DATASET EXTRACT:

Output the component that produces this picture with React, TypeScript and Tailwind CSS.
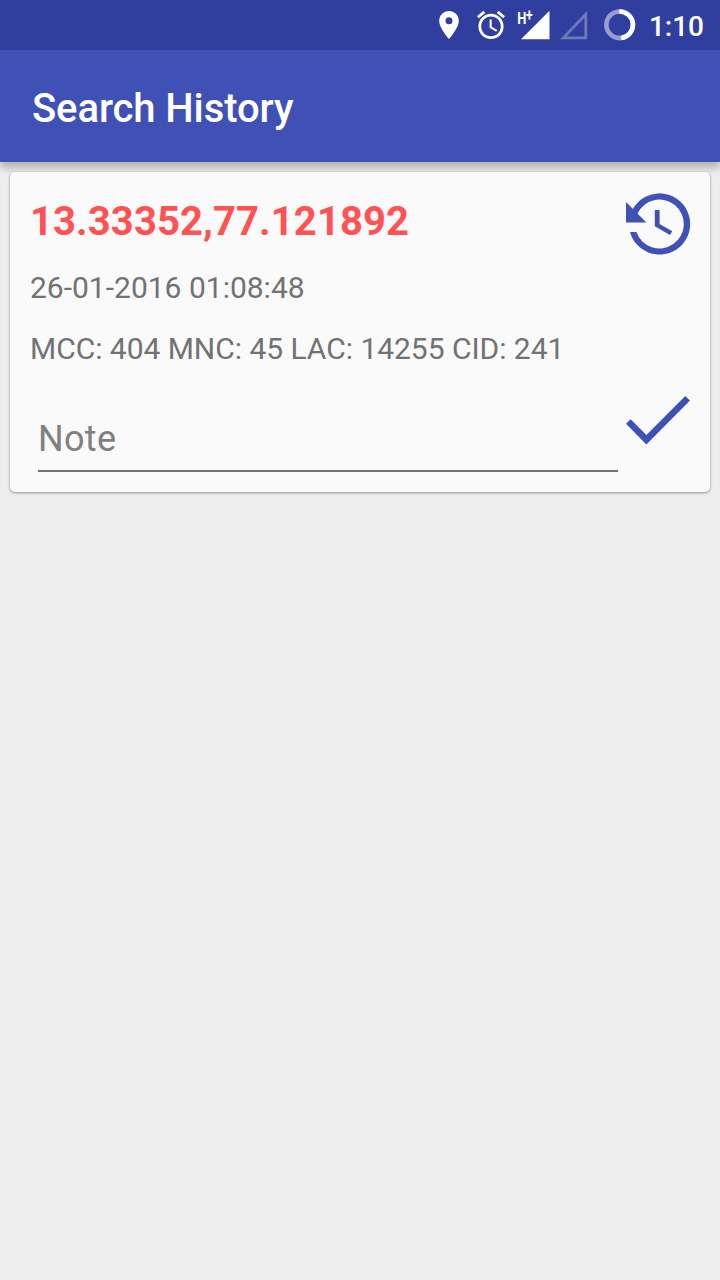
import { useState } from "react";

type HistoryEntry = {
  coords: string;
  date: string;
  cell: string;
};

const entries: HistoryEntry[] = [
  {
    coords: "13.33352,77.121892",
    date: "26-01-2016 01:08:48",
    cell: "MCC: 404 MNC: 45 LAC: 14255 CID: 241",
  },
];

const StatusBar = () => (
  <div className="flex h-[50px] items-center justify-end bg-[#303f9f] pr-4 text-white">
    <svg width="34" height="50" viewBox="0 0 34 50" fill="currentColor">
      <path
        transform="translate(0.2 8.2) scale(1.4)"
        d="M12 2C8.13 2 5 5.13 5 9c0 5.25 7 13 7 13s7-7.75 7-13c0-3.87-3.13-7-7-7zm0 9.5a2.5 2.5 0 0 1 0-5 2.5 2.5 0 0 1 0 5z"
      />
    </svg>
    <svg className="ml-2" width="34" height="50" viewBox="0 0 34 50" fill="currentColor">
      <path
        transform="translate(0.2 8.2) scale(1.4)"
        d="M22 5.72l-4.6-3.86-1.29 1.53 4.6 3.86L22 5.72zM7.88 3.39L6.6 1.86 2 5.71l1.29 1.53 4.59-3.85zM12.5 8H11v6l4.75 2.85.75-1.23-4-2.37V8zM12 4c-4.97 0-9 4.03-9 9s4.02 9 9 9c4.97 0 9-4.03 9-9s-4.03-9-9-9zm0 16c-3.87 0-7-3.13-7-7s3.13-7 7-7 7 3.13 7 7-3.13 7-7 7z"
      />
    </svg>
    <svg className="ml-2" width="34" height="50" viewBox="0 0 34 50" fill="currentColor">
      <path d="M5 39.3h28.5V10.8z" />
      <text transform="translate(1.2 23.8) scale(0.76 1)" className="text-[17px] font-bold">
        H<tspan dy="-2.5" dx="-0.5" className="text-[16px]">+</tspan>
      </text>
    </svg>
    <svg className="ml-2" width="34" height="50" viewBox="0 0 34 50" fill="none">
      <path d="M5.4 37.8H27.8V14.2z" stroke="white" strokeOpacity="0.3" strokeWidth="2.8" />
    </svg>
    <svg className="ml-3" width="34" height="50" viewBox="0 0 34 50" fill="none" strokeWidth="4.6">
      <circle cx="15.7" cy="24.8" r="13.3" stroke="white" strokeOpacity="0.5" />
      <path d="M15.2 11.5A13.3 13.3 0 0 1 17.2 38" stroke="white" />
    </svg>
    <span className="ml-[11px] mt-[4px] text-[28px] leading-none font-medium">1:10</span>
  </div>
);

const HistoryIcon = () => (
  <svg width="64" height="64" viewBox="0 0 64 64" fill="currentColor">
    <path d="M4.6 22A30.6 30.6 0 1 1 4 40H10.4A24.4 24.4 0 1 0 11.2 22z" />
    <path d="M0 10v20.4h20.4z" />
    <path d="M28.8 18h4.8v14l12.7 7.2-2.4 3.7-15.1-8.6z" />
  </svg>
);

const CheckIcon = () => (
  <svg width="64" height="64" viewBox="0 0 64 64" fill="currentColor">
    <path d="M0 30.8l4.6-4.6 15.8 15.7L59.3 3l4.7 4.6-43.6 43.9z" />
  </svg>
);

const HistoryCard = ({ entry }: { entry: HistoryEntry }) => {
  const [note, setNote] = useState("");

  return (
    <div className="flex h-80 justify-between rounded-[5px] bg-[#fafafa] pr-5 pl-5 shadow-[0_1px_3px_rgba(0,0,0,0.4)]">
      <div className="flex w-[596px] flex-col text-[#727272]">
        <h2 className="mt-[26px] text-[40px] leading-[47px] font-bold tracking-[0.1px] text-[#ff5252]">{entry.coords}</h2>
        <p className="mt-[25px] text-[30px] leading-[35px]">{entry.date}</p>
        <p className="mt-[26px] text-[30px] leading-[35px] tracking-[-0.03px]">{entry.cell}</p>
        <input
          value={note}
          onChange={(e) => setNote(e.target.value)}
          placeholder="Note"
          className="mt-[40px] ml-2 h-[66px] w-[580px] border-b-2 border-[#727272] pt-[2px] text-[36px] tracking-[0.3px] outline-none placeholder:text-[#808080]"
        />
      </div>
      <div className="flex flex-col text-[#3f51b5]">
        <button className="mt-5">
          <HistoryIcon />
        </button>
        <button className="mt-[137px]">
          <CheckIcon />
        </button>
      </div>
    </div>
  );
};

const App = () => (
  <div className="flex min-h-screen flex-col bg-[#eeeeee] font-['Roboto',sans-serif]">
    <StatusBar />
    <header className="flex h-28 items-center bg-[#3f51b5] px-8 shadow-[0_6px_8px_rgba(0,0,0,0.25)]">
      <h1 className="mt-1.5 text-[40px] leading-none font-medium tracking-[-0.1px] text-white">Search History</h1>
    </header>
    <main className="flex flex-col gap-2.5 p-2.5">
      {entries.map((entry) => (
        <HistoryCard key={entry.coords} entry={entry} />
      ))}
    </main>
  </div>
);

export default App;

THE REQUEST: Write the listing above out again exactly, dropping each image.

SOLUTION:
Output the component that produces this picture with React, TypeScript and Tailwind CSS.
import { useState } from "react";

type HistoryEntry = {
  coords: string;
  date: string;
  cell: string;
};

const entries: HistoryEntry[] = [
  {
    coords: "13.33352,77.121892",
    date: "26-01-2016 01:08:48",
    cell: "MCC: 404 MNC: 45 LAC: 14255 CID: 241",
  },
];

const StatusBar = () => (
  <div className="flex h-[50px] items-center justify-end bg-[#303f9f] pr-4 text-white">
    <svg width="34" height="50" viewBox="0 0 34 50" fill="currentColor">
      <path
        transform="translate(0.2 8.2) scale(1.4)"
        d="M12 2C8.13 2 5 5.13 5 9c0 5.25 7 13 7 13s7-7.75 7-13c0-3.87-3.13-7-7-7zm0 9.5a2.5 2.5 0 0 1 0-5 2.5 2.5 0 0 1 0 5z"
      />
    </svg>
    <svg className="ml-2" width="34" height="50" viewBox="0 0 34 50" fill="currentColor">
      <path
        transform="translate(0.2 8.2) scale(1.4)"
        d="M22 5.72l-4.6-3.86-1.29 1.53 4.6 3.86L22 5.72zM7.88 3.39L6.6 1.86 2 5.71l1.29 1.53 4.59-3.85zM12.5 8H11v6l4.75 2.85.75-1.23-4-2.37V8zM12 4c-4.97 0-9 4.03-9 9s4.02 9 9 9c4.97 0 9-4.03 9-9s-4.03-9-9-9zm0 16c-3.87 0-7-3.13-7-7s3.13-7 7-7 7 3.13 7 7-3.13 7-7 7z"
      />
    </svg>
    <svg className="ml-2" width="34" height="50" viewBox="0 0 34 50" fill="currentColor">
      <path d="M5 39.3h28.5V10.8z" />
      <text transform="translate(1.2 23.8) scale(0.76 1)" className="text-[17px] font-bold">
        H<tspan dy="-2.5" dx="-0.5" className="text-[16px]">+</tspan>
      </text>
    </svg>
    <svg className="ml-2" width="34" height="50" viewBox="0 0 34 50" fill="none">
      <path d="M5.4 37.8H27.8V14.2z" stroke="white" strokeOpacity="0.3" strokeWidth="2.8" />
    </svg>
    <svg className="ml-3" width="34" height="50" viewBox="0 0 34 50" fill="none" strokeWidth="4.6">
      <circle cx="15.7" cy="24.8" r="13.3" stroke="white" strokeOpacity="0.5" />
      <path d="M15.2 11.5A13.3 13.3 0 0 1 17.2 38" stroke="white" />
    </svg>
    <span className="ml-[11px] mt-[4px] text-[28px] leading-none font-medium">1:10</span>
  </div>
);

const HistoryIcon = () => (
  <svg width="64" height="64" viewBox="0 0 64 64" fill="currentColor">
    <path d="M4.6 22A30.6 30.6 0 1 1 4 40H10.4A24.4 24.4 0 1 0 11.2 22z" />
    <path d="M0 10v20.4h20.4z" />
    <path d="M28.8 18h4.8v14l12.7 7.2-2.4 3.7-15.1-8.6z" />
  </svg>
);

const CheckIcon = () => (
  <svg width="64" height="64" viewBox="0 0 64 64" fill="currentColor">
    <path d="M0 30.8l4.6-4.6 15.8 15.7L59.3 3l4.7 4.6-43.6 43.9z" />
  </svg>
);

const HistoryCard = ({ entry }: { entry: HistoryEntry }) => {
  const [note, setNote] = useState("");

  return (
    <div className="flex h-80 justify-between rounded-[5px] bg-[#fafafa] pr-5 pl-5 shadow-[0_1px_3px_rgba(0,0,0,0.4)]">
      <div className="flex w-[596px] flex-col text-[#727272]">
        <h2 className="mt-[26px] text-[40px] leading-[47px] font-bold tracking-[0.1px] text-[#ff5252]">{entry.coords}</h2>
        <p className="mt-[25px] text-[30px] leading-[35px]">{entry.date}</p>
        <p className="mt-[26px] text-[30px] leading-[35px] tracking-[-0.03px]">{entry.cell}</p>
        <input
          value={note}
          onChange={(e) => setNote(e.target.value)}
          placeholder="Note"
          className="mt-[40px] ml-2 h-[66px] w-[580px] border-b-2 border-[#727272] pt-[2px] text-[36px] tracking-[0.3px] outline-none placeholder:text-[#808080]"
        />
      </div>
      <div className="flex flex-col text-[#3f51b5]">
        <button className="mt-5">
          <HistoryIcon />
        </button>
        <button className="mt-[137px]">
          <CheckIcon />
        </button>
      </div>
    </div>
  );
};

const App = () => (
  <div className="flex min-h-screen flex-col bg-[#eeeeee] font-['Roboto',sans-serif]">
    <StatusBar />
    <header className="flex h-28 items-center bg-[#3f51b5] px-8 shadow-[0_6px_8px_rgba(0,0,0,0.25)]">
      <h1 className="mt-1.5 text-[40px] leading-none font-medium tracking-[-0.1px] text-white">Search History</h1>
    </header>
    <main className="flex flex-col gap-2.5 p-2.5">
      {entries.map((entry) => (
        <HistoryCard key={entry.coords} entry={entry} />
      ))}
    </main>
  </div>
);

export default App;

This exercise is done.